As Queerty reported before, there was limited media access to Sunday’s meeting in Fresno, where organizers attempted to plan next steps, but then went offline when the data was shared. “Reporters were ordered to leave last Sunday’s equality leadership summit in Fresno during a discussion of recent polling data after meeting organizers, and groups that paid for the poll, expressed fears that the ‘sensitive’ information would provide ammunition to opponents of same-sex marriage,” reports the Bay Area Reporter.


Among those looking to protect the sensitive data: Courage Campaign head Rick Jacobs, who says making the poll data public “gives $86,000 worth of information to the opposition.” (It would also give $86,000 worth of information to the gays.) Jacobs, meanwhile, distancing himself from Sunday’s meeting, saying he didn’t organize it. (So … it was just Meet In The Middle founder Robin McGhee and Cleve Jones, then.)
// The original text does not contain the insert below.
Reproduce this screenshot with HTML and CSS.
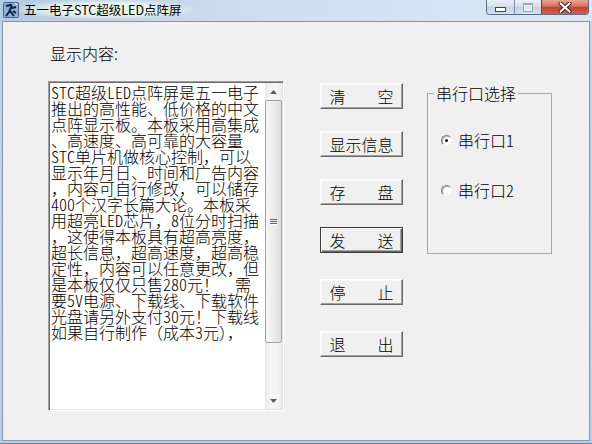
FILE: index.html
```html
<!DOCTYPE html>
<html lang="zh-CN">
<head>
<meta charset="utf-8">
<title>五一电子STC超级LED点阵屏</title>
<link rel="stylesheet" href="styles.css">
</head>
<body>
<div class="window">
  <header class="titlebar">
    <svg class="app-icon" width="16" height="16" viewBox="0 0 16 16">
      <rect x="0.5" y="0.5" width="15" height="15" rx="1" fill="#8fb0d8" stroke="#46628e"/>
      <path d="M3 4 L8 3 L9 6 L13 5" stroke="#10203f" stroke-width="2" fill="none"/>
      <path d="M8 5 L6 10 L3 14 M7 9 L11 14 M10 9 L13 11" stroke="#10203f" stroke-width="2" fill="none"/>
      <path d="M12 1 L14 3" stroke="#ffffff" stroke-width="1"/>
    </svg>
    <span class="title">五一电子STC超级LED点阵屏</span>
    <div class="caption-buttons">
      <span class="cap cap-min"><i class="min-glyph"></i></span>
      <span class="cap cap-max"><i class="max-glyph"></i></span>
      <span class="cap cap-close">
        <svg width="14" height="11" viewBox="0 0 14 11">
          <path d="M2.5 1.5 L11.5 9.5 M11.5 1.5 L2.5 9.5" stroke="#4a1a14" stroke-width="4" stroke-linecap="round"/>
          <path d="M2.5 1.5 L11.5 9.5 M11.5 1.5 L2.5 9.5" stroke="#ffffff" stroke-width="2.2" stroke-linecap="round"/>
        </svg>
      </span>
    </div>
  </header>
  <main class="client">
    <section class="content-col">
      <div class="field-label">显示内容:</div>
      <div class="memo">
        <div class="memo-text">
          <div class="memo-line"><span class="hw">STC</span>超级<span class="hw">LED</span>点阵屏是五一电子</div>
          <div class="memo-line">推出的高性能、低价格的中文</div>
          <div class="memo-line">点阵显示板。本板采用高集成</div>
          <div class="memo-line">、高速度、高可靠的大容量</div>
          <div class="memo-line"><span class="hw">STC</span>单片机做核心控制，可以</div>
          <div class="memo-line">显示年月日、时间和广告内容</div>
          <div class="memo-line">，内容可自行修改，可以储存</div>
          <div class="memo-line"><span class="hw">400</span>个汉字长篇大论。本板采</div>
          <div class="memo-line">用超亮<span class="hw">LED</span>芯片，<span class="hw">8</span>位分时扫描</div>
          <div class="memo-line">，这使得本板具有超高亮度，</div>
          <div class="memo-line">超长信息，超高速度，超高稳</div>
          <div class="memo-line">定性，内容可以任意更改，但</div>
          <div class="memo-line">是本板仅仅只售<span class="hw">280</span>元！　需</div>
          <div class="memo-line">要<span class="hw">5V</span>电源、下载线、下载软件</div>
          <div class="memo-line">光盘请另外支付<span class="hw">30</span>元！下载线</div>
          <div class="memo-line">如果自行制作（成本<span class="hw">3</span>元），</div>
        </div>
        <div class="vscroll">
          <div class="sb-btn">
            <svg width="7" height="4" viewBox="0 0 7 4"><path d="M0 4 L3.5 0 L7 4 Z" fill="#5c5c5c"/></svg>
          </div>
          <div class="sb-thumb"><span class="grip"></span></div>
          <div class="sb-track"></div>
          <div class="sb-btn">
            <svg width="7" height="4" viewBox="0 0 7 4"><path d="M0 0 L3.5 4 L7 0 Z" fill="#5c5c5c"/></svg>
          </div>
        </div>
      </div>
    </section>
    <section class="btn-col">
      <button class="btn" type="button">清　　空</button>
      <button class="btn" type="button">显示信息</button>
      <button class="btn" type="button">存　　盘</button>
      <button class="btn btn-default" type="button">发　　送</button>
      <button class="btn btn-spaced" type="button">停　　止</button>
      <button class="btn btn-spaced" type="button">退　　出</button>
    </section>
    <fieldset class="group">
      <legend class="group-title">串行口选择</legend>
      <label class="radio radio-first"><span class="radio-dot is-checked"></span>串行口1</label>
      <label class="radio radio-second"><span class="radio-dot"></span>串行口2</label>
    </fieldset>
  </main>
</div>
</body>
</html>
```
FILE: styles.css
```css
html, body {
  margin: 0;
  padding: 0;
}
body {
  width: 592px;
  height: 444px;
  overflow: hidden;
  font-family: "Noto Sans CJK SC", "Noto Sans", sans-serif;
  color: #000;
}
.window {
  width: 592px;
  height: 444px;
  box-sizing: border-box;
  padding: 0 2px 2px 2px;
  display: flex;
  flex-direction: column;
  background: linear-gradient(180deg, #cfe0f2 0, #c2d7ee 21px, #b9cfe8 100%);
  border-bottom: 1px solid #6d86a6;
}
.titlebar {
  height: 21px;
  flex: none;
  display: flex;
  align-items: flex-start;
  background: linear-gradient(90deg, #b5cbe3 0, #cfdff0 45%, #dae7f4 100%);
  margin: 0 -2px;
  padding: 0 3px 0 3px;
}
.app-icon {
  flex: none;
  margin-top: 2px;
}
.title {
  margin-left: 0;
  padding: 0 12px 0 5px;
  height: 19px;
  line-height: 19px;
  font-size: 12.5px;
  white-space: nowrap;
  background: radial-gradient(ellipse at 50% 50%, rgba(236, 246, 236, 0.95) 45%, rgba(236, 246, 236, 0) 75%);
}
.caption-buttons {
  margin-left: auto;
  display: flex;
  height: 15px;
  box-sizing: border-box;
  border: 1px solid #5b6d84;
  border-top: none;
  border-radius: 0 0 4px 4px;
  overflow: hidden;
}
.cap {
  display: flex;
  align-items: center;
  justify-content: center;
  height: 100%;
}
.cap-min {
  width: 27px;
  background: linear-gradient(180deg, #e9f0f7 0, #d7e2ee 45%, #c3d2e3 50%, #d6e1ed 100%);
}
.cap-max {
  width: 26px;
  border-left: 1px solid #7f8fa3;
  background: linear-gradient(180deg, #e9f0f7 0, #d7e2ee 45%, #c3d2e3 50%, #d6e1ed 100%);
}
.cap-close {
  width: 46px;
  border-left: 1px solid #7d3a30;
  background: linear-gradient(180deg, #e7a597 0, #d6705e 45%, #c2412e 52%, #cf6450 100%);
}
.min-glyph {
  display: block;
  width: 9px;
  height: 3px;
  margin-top: 5px;
  background: #fff;
  border: 1px solid #3b4656;
}
.max-glyph {
  display: block;
  width: 8px;
  height: 6px;
  border: 1px solid #9aa8b8;
  border-top-width: 2px;
  background: #e4ebf3;
}
.client {
  flex: 1;
  display: flex;
  align-items: flex-start;
  background: #f0f0f0;
  border: 1px solid #8596ac;
  padding-left: 45px;
}
.content-col {
  display: flex;
  flex-direction: column;
  padding-top: 23px;
}
.field-label {
  font-size: 16px;
  line-height: 16px;
  height: 16px;
  padding-left: 2px;
  font-weight: 300;
}
.memo {
  margin-top: 20px;
  width: 236px;
  height: 330px;
  box-sizing: border-box;
  display: flex;
  background: #fff;
  border: 1px solid;
  border-color: #a0a0a0 #ffffff #ffffff #a0a0a0;
  box-shadow: inset 1px 1px 0 #696969, inset -1px -1px 0 #e3e3e3;
  padding: 1px;
}
.memo-text {
  flex: 1;
  min-width: 0;
  padding: 1px 0 0 1px;
  font-size: 16px;
  font-weight: 300;
}
.memo-line {
  height: 16px;
  line-height: 16px;
  white-space: nowrap;
}
.hw {
  display: inline-block;
  height: 16px;
  line-height: 16px;
  font-feature-settings: "hwid" 1;
  vertical-align: baseline;
}
.vscroll {
  width: 17px;
  flex: none;
  display: flex;
  flex-direction: column;
  background: linear-gradient(90deg, #e9e9e9 0, #f5f5f5 30%, #f5f5f5 70%, #ebebeb 100%);
}
.sb-btn {
  height: 17px;
  flex: none;
  display: flex;
  align-items: center;
  justify-content: center;
}
.sb-thumb {
  height: 243px;
  flex: none;
  box-sizing: border-box;
  border: 1px solid #a3a3a3;
  border-radius: 2px;
  background: linear-gradient(90deg, #f6f6f6 0, #ececec 50%, #dedede 100%);
  display: flex;
  align-items: center;
  justify-content: center;
}
.grip {
  display: block;
  width: 7px;
  height: 1px;
  background: #6a6a6a;
  box-shadow: 0 -2px 0 #6a6a6a, 0 2px 0 #6a6a6a, 0 3px 0 #fff;
}
.sb-track {
  flex: 1;
}
.btn-col {
  display: flex;
  flex-direction: column;
  gap: 22px;
  margin-left: 36px;
  padding-top: 61px;
}
.btn {
  width: 83px;
  height: 26px;
  box-sizing: border-box;
  margin: 0;
  padding: 0;
  font-family: "Noto Sans CJK SC", sans-serif;
  font-size: 16px;
  line-height: 16px;
  font-weight: 300;
  color: #000;
  background: #f0f0f0;
  border: 1px solid;
  border-color: #ffffff #696969 #696969 #ffffff;
  box-shadow: inset -1px -1px 0 #a0a0a0, inset 1px 1px 0 #f8f8f8;
  white-space: nowrap;
}
.btn-default {
  border: 1px solid #3c3c3c;
  box-shadow: inset 1px 1px 0 #ffffff, inset -1px -1px 0 #696969, inset -2px -2px 0 #a0a0a0;
}
.btn-spaced {
  margin-top: 4px;
}
.group {
  margin: 62px 0 0 24px;
  width: 125px;
  height: 170px;
  box-sizing: border-box;
  padding: 0 0 0 13px;
  border: 1px solid #a6a6a6;
  min-inline-size: 0;
}
.group-title {
  margin-left: -7px;
  padding: 0 2px;
  font-size: 16px;
  line-height: 18px;
  font-weight: 300;
}
.radio {
  display: flex;
  align-items: center;
  height: 18px;
  font-size: 16px;
  line-height: 18px;
  font-weight: 300;
  font-feature-settings: "hwid" 1;
}
.radio-first {
  margin-top: 29px;
}
.radio-second {
  margin-top: 32px;
}
.radio-dot {
  width: 11px;
  height: 11px;
  box-sizing: border-box;
  margin-right: 6px;
  border-radius: 50%;
  border: 1px solid;
  border-color: #7a7a7a #f4f4f4 #f4f4f4 #7a7a7a;
  background: #ffffff;
  box-shadow: inset 1px 1px 0 #b9b9b9;
  display: flex;
  align-items: center;
  justify-content: center;
}
.radio-dot.is-checked::after {
  content: "";
  width: 3px;
  height: 3px;
  border-radius: 50%;
  background: #000;
}
```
But despite their best efforts to shield the data from the Poll 4 Equality effort, the results were already “leaked” to some media outlets. So what are some of the new secrets we’re hearing about? BAR:

• The poll also shows the marriage equality side doing better in 2012 than in 2010. On a series of similar questions, the poll results show more support for reinstating the right of same-sex couples to marry (46 percent yes, 49 percent no in 2012, compared to 45 percent to 51 percent in 2010), or a constitutional amendment to end California’s ban on same-sex marriage (47 percent yes, 47 percent no in 2012, compared to 47 percent yes, 48 percent no in 2010). [… Poll chief David Binder] gave a slight advantage to 2012, but noted that advantage wasn’t so great, about 1 or 2 percentage points. The reason, he said, is mostly because of the net effect of voters in a presidential election year.”

[Ed: This still doesn’t explain why a ballot initiative cannot be placed on both the 2010 and 2012 ballots, a question we keep getting from Queerty readers, but don’t yet have an answer for.]
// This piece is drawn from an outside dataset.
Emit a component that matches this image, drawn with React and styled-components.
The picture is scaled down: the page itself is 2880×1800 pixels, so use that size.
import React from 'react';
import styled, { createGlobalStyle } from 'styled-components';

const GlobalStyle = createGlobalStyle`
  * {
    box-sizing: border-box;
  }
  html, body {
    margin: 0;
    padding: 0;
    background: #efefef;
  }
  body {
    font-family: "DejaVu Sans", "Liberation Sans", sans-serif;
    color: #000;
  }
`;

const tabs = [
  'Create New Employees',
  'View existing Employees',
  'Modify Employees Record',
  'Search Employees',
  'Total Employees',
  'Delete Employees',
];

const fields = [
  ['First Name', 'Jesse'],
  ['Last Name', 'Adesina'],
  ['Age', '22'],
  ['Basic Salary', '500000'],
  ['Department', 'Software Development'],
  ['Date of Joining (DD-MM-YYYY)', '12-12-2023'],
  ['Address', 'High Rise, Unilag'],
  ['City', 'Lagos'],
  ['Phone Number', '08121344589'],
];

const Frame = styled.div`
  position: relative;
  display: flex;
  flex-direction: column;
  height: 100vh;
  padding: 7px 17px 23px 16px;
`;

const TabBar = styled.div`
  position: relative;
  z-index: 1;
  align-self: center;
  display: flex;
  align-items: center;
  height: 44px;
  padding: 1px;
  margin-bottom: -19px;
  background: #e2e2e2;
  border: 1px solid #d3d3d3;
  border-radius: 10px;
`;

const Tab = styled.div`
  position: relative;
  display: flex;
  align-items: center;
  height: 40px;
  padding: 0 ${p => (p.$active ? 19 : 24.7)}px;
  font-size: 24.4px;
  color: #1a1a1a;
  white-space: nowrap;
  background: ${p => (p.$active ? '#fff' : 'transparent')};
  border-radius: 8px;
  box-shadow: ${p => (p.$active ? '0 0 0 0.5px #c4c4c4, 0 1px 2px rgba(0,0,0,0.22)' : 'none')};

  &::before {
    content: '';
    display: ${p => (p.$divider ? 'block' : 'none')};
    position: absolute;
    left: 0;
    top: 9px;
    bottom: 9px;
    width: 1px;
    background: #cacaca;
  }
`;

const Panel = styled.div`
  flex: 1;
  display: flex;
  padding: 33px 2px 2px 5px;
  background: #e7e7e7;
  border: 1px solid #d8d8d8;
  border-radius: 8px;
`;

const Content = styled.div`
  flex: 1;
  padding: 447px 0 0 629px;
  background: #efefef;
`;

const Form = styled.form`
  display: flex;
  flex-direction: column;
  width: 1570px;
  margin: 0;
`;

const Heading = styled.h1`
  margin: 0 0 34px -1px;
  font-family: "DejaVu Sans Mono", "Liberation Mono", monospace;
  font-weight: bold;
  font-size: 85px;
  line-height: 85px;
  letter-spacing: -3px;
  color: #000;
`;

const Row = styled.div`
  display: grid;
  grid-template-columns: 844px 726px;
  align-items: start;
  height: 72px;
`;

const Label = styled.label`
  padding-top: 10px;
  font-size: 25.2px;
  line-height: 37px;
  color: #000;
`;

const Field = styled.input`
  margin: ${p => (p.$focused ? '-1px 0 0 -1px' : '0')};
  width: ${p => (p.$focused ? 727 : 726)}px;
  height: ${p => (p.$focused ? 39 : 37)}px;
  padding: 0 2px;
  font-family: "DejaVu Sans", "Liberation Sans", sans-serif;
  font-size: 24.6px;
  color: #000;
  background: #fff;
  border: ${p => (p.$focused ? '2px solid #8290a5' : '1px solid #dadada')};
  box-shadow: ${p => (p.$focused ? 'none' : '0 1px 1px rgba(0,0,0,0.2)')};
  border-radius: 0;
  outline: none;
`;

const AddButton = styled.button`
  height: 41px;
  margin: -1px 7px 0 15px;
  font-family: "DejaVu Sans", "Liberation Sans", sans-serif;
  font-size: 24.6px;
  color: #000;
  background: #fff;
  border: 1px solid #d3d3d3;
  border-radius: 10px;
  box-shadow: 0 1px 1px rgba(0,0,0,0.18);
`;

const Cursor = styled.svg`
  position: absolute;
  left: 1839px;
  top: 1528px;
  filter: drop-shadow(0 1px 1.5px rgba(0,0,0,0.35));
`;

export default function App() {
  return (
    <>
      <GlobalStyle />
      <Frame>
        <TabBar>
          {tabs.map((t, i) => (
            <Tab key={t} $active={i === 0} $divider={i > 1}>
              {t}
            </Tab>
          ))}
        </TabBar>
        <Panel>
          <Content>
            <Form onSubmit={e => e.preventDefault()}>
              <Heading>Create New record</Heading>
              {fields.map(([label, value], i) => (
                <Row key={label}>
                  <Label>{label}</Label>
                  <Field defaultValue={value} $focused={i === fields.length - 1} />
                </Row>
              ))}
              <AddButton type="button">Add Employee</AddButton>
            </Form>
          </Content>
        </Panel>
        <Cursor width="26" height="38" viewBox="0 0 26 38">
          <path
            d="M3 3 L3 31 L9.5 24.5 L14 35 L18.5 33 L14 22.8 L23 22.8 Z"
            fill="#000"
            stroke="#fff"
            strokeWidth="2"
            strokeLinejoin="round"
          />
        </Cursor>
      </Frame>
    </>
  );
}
• Another important finding from the poll is that when a religious exemption is included in the ballot language, support for same-sex marriage increases. Such language means that the initiative would not mandate or require clergy of any church or religious institution to perform a service or duty that goes against their faith. When that question was asked, the results were 52 percent in support for same-sex marriage, compared to 39 percent against, according to the poll. The religious exemption was a key part of then-Assemblyman Mark Leno’s (D-San Francisco) two successful legislative efforts to secure marriage equality. Both of his bills – in 2005 and 2007 – included the phrase “religious freedom” in the title of the bill.
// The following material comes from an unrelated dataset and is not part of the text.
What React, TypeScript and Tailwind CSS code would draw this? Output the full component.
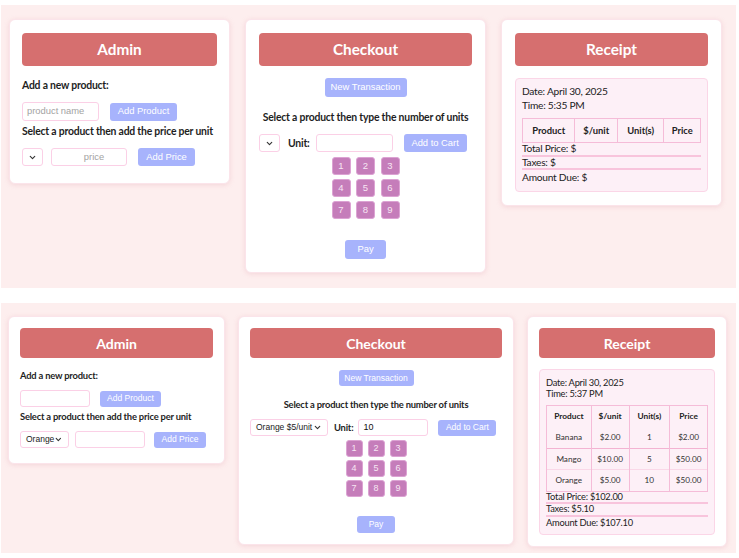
import { ChevronDown } from "lucide-react";

const btn =
  "bg-[#a7b3fc] text-white rounded-[3px] flex items-center justify-center [font-family:'Liberation_Sans',Arial,sans-serif]";
const field = "bg-white border border-[#fbd0e6] rounded-[3px]";

function Card({ className, children }: { className: string; children: React.ReactNode }) {
  return (
    <div
      className={`bg-white rounded-[6px] border border-[#fbe4ea] shadow-[0_1px_5px_rgba(224,150,165,0.28)] ${className}`}
    >
      {children}
    </div>
  );
}

function Header({ title, sm }: { title: string; sm?: boolean }) {
  return (
    <div
      className={`${
        sm ? "h-[30px] text-[14px]" : "h-[33px] text-[15.3px]"
      } bg-[#d66f6f] rounded-[4px] flex items-center justify-center text-white font-bold`}
    >
      {title}
    </div>
  );
}

function Select({ label, className }: { label?: string; className: string }) {
  return (
    <div
      className={`${field} ${className} flex items-center justify-between pl-[5px] pr-[5px] text-[#222] [font-family:'Liberation_Sans',Arial,sans-serif]`}
    >
      <span>{label}</span>
      <ChevronDown size={9} strokeWidth={3} className="text-[#333] ml-auto" />
    </div>
  );
}

function Admin({ sm }: { sm?: boolean }) {
  const label = sm
    ? "text-[9.4px] leading-[13px] tracking-[-0.2px]"
    : "text-[10.4px] leading-[15px] tracking-[-0.2px]";
  const small = sm ? "text-[8.5px]" : "text-[9.4px]";
  return (
    <Card className={sm ? "w-[217px] px-[11px] pt-[11px] pb-[15px]" : "w-[221px] px-[12px] pt-[13px] pb-[17px]"}>
      <Header title="Admin" sm={sm} />
      <p className={`${label} ${sm ? "mt-[11px]" : "mt-[12px]"} font-bold text-[#1e1e1e] whitespace-nowrap`}>
        Add a new product:
      </p>
      <div className={`flex items-center ${sm ? "mt-[8px] gap-[10px]" : "mt-[9px] gap-[11px]"}`}>
        <div
          className={`${field} ${small} ${
            sm ? "w-[70px] h-[17px]" : "w-[77px] h-[19px]"
          } flex items-center pl-[4px] text-[#a3a3a3] [font-family:'Liberation_Sans',Arial,sans-serif]`}
        >
          {sm ? "" : "product name"}
        </div>
        <button className={`${btn} ${small} ${sm ? "w-[61px] h-[16px]" : "w-[67px] h-[18px]"}`}>Add Product</button>
      </div>
      <p className={`${label} mt-[3px] font-bold text-[#1e1e1e] whitespace-nowrap`}>
        Select a product then add the price per unit
      </p>
      <div className={`flex items-center ${sm ? "mt-[8px]" : "mt-[9px]"}`}>
        <Select label={sm ? "Orange" : ""} className={`${small} ${sm ? "w-[49px] h-[17px]" : "w-[21px] h-[18px]"}`} />
        <div
          className={`${field} ${small} ${
            sm ? "ml-[6px] w-[70px] h-[17px]" : "ml-[8px] w-[76px] h-[18px]"
          } flex items-center justify-center pl-[10px] text-[#a3a3a3] [font-family:'Liberation_Sans',Arial,sans-serif]`}
        >
          {sm ? "" : "price"}
        </div>
        <button className={`${btn} ${small} ${sm ? "ml-[9px] w-[52px] h-[16px]" : "ml-[11px] w-[57px] h-[18px]"}`}>
          Add Price
        </button>
      </div>
    </Card>
  );
}

function Checkout({ sm }: { sm?: boolean }) {
  const label = sm
    ? "text-[9.4px] leading-[13px] tracking-[-0.2px]"
    : "text-[10.4px] leading-[15px] tracking-[-0.2px]";
  const small = sm ? "text-[8.5px]" : "text-[9.4px]";
  const keys = ["1", "2", "3", "4", "5", "6", "7", "8", "9"];
  return (
    <Card className={sm ? "w-[276px] px-[11px] pt-[11px] pb-[11px]" : "w-[241px] px-[13px] pt-[13px] pb-[13px]"}>
      <Header title="Checkout" sm={sm} />
      <div className="flex justify-center mt-[12px]">
        <button className={`${btn} ${small} ${sm ? "w-[75px] h-[16px]" : "w-[82px] h-[19px]"}`}>New Transaction</button>
      </div>
      <p className={`${label} ${sm ? "mt-[12px]" : "mt-[13px]"} text-center font-bold text-[#1e1e1e] whitespace-nowrap`}>
        Select a product then type the number of units
      </p>
      <div className={`flex items-center ${sm ? "mt-[8px]" : "mt-[9px]"}`}>
        <Select
          label={sm ? "Orange $5/unit" : ""}
          className={`${small} ${sm ? "w-[78px] h-[17px]" : "w-[21px] h-[18px]"}`}
        />
        <span className={`${label} font-bold text-[#1e1e1e] ${sm ? "ml-[6px]" : "ml-[8px]"}`}>Unit:</span>
        <div
          className={`${field} ${
            sm ? "ml-[5px] w-[70px] h-[17px] text-[9px]" : "ml-[6px] w-[77px] h-[18px]"
          } flex items-center pl-[4px] text-[#111] [font-family:'Liberation_Sans',Arial,sans-serif]`}
        >
          {sm ? "10" : ""}
        </div>
        <button className={`${btn} ${small} ${sm ? "ml-[10px] w-[58px] h-[16px]" : "ml-[11px] w-[63px] h-[18px]"}`}>
          Add to Cart
        </button>
      </div>
      <div
        className={`grid justify-center ${
          sm
            ? "mt-[4px] grid-cols-[repeat(3,17px)] gap-x-[5px] gap-y-[3px]"
            : "mt-[5px] grid-cols-[repeat(3,19px)] gap-x-[5.5px] gap-y-[4px]"
        }`}
      >
        {keys.map((k) => (
          <button
            key={k}
            className={`${
              sm ? "h-[17px] text-[9px]" : "h-[18px] text-[9.5px]"
            } bg-[#c57dba] border border-[#dca3d3] rounded-[3px] text-[#f7e6f3] flex items-center justify-center [font-family:'Liberation_Sans',Arial,sans-serif]`}
          >
            {k}
          </button>
        ))}
      </div>
      <div className={`flex justify-center ${sm ? "mt-[19px]" : "mt-[21px]"}`}>
        <button className={`${btn} ${small} ${sm ? "w-[38px] h-[17px]" : "w-[41px] h-[19px]"}`}>Pay</button>
      </div>
    </Card>
  );
}

type Item = { name: string; unit: string; qty: string; price: string };

function Receipt({
  sm,
  time,
  items,
  total,
  taxes,
  due,
}: {
  sm?: boolean;
  time: string;
  items: Item[];
  total: string;
  taxes: string;
  due: string;
}) {
  const txt = sm
    ? "text-[9.3px] leading-[11px] tracking-[-0.25px]"
    : "text-[10.2px] leading-[13.7px] tracking-[-0.25px]";
  const sum = sm
    ? "text-[9.3px] leading-[10.7px] tracking-[-0.25px]"
    : "text-[10.2px] leading-[11.4px] tracking-[-0.25px]";
  const cols = sm ? ["w-[45px]", "w-[38px]", "w-[41px]", "w-[38px]"] : ["w-[53px]", "w-[43px]", "w-[47px]", "w-[37px]"];
  const cell = "border-x border-[#f5bcd8] text-center";
  return (
    <Card className={sm ? "w-[200px] px-[11px] pt-[11px] pb-[11px]" : "w-[221px] px-[13px] pt-[13px] pb-[13px]"}>
      <Header title="Receipt" sm={sm} />
      <div
        className={`${
          sm ? "mt-[11px] pt-[7px]" : "mt-[12px] pt-[6px]"
        } px-[6px] pb-[6px] bg-[#fdf0f7] border border-[#fbd6e7] rounded-[4px] text-[#222]`}
      >
        <p className={`${txt} whitespace-nowrap`}>Date: April 30, 2025</p>
        <p className={txt}>Time: {time}</p>
        <table className="mt-[6px] w-full border-collapse border border-[#f5bcd8]">
          <thead>
            <tr className={sm ? "h-[21px] text-[8.3px]" : "h-[24px] text-[9.4px]"}>
              {["Product", "$/unit", "Unit(s)", "Price"].map((h, i) => (
                <th key={h} className={`${cell} ${cols[i]} font-bold`}>
                  {h}
                </th>
              ))}
            </tr>
          </thead>
          <tbody>
            {items.map((it, r) => (
              <tr
                key={it.name}
                className={`h-[21.5px] text-[8.2px] text-[#333] ${
                  r === 0 ? "border-b border-[#f3b3d2]" : r === 1 ? "border-b border-[#fad8e8]" : ""
                }`}
              >
                <td className={cell}>{it.name}</td>
                <td className={cell}>{it.unit}</td>
                <td className={cell}>{it.qty}</td>
                <td className={cell}>{it.price}</td>
              </tr>
            ))}
          </tbody>
        </table>
        <p className={`${sum} border-b-2 border-[#f8c4dc]`}>Total Price: ${total}</p>
        <p className={`${sum} border-b-2 border-[#f8c4dc]`}>Taxes: ${taxes}</p>
        <p className={`${txt} ${sm ? "" : "pt-[1px]"} whitespace-nowrap`}>Amount Due: ${due}</p>
      </div>
    </Card>
  );
}

export default function App() {
  const items: Item[] = [
    { name: "Banana", unit: "$2.00", qty: "1", price: "$2.00" },
    { name: "Mango", unit: "$10.00", qty: "5", price: "$50.00" },
    { name: "Orange", unit: "$5.00", qty: "10", price: "$50.00" },
  ];
  return (
    <div className="w-[739px] h-[558px] bg-white overflow-hidden [font-family:Lato,'Noto_Sans',sans-serif]">
      <div className="mt-[5px] ml-[1px] w-[735px] h-[283px] bg-[#fdeeee] pl-[8px] pt-[14px] flex items-start gap-[15px]">
        <Admin />
        <Checkout />
        <Receipt time="5:35 PM" items={[]} total="" taxes="" due="" />
      </div>
      <div className="mt-[15px] ml-[1px] w-[735px] h-[250px] bg-[#fdeeee] pl-[7px] pt-[13px] flex items-start gap-[13px]">
        <Admin sm />
        <Checkout sm />
        <Receipt sm time="5:37 PM" items={items} total="102.00" taxes="5.10" due="107.10" />
      </div>
    </div>
  );
}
[Ed: Great, so add a religious exemption. It’s no secret those clauses help set right-leaning minds at ease. Let the National Organization for Marriage twist that one.]

• The Binder-Simon poll includes a series of questions that seem to be based on what the Yes on 8 campaign used in its messaging during last year’s election. Those questions and respondents’ answers seem to demonstrate the toughness of any future ballot fight and signal that California may not be as gay friendly as many people believe, particularly when it comes to same-sex marriage. The questions cover the usual arguments used by same-sex marriage opponents, including the “need to protect traditional marriage as a union between a husband and a wife, in order to have the best moral environment for our families and children” (52 percent of respondents believe that statement is “very” or “somewhat” persuasive, compared to 46 percent who find it “not too” or “not at all” persuasive).

[Ed: Anti-gay marriage proponents already know this stuff. That’s why they latch on to the whole “family” and “children” tactic. And it’s why we need more public examples like The Leffews from the gay side.]

And in case there’s still confusion about media access — which was to have been orchestrated by Chaz Lowe — let’s have BAR‘s Cynthia Laird lay things out for you:

The equality leadership summit had conflicting access rules for the media. Initially, an agenda was sent out by Yes on Equality’s Chaz Lowe stating that the summit would be closed to the press. After questions about that policy from the B.A.R. and other reporters last Friday, Lowe revised the policy and said that LGBT press would be invited, but not mainstream reporters. That prompted a complaint from the Associated Press.

The policy was subsequently changed to state that the summit would be open to the press, but would be off the record.

At Sunday’s summit, facilitator Vincent Jones from Liberty Hill Foundation reiterated that condition, but was quickly shot down by bloggers and others who were in the room, as a decision had already been made to webcast the meeting.

“Today, we’re talking to ourselves,” Jones said at the beginning of the summit when he said it would be off the record before reversing himself and stating that paid media would be asked to leave during the discussion of the Binder-Simon poll. Bloggers were allowed to remain in the room but were asked to turn off their computers. Likewise, those tweeting from the summit were asked to turn off their cell phones.

The B.A.R. and a reporter from the Associated Press protested the decision that forced them to leave the room.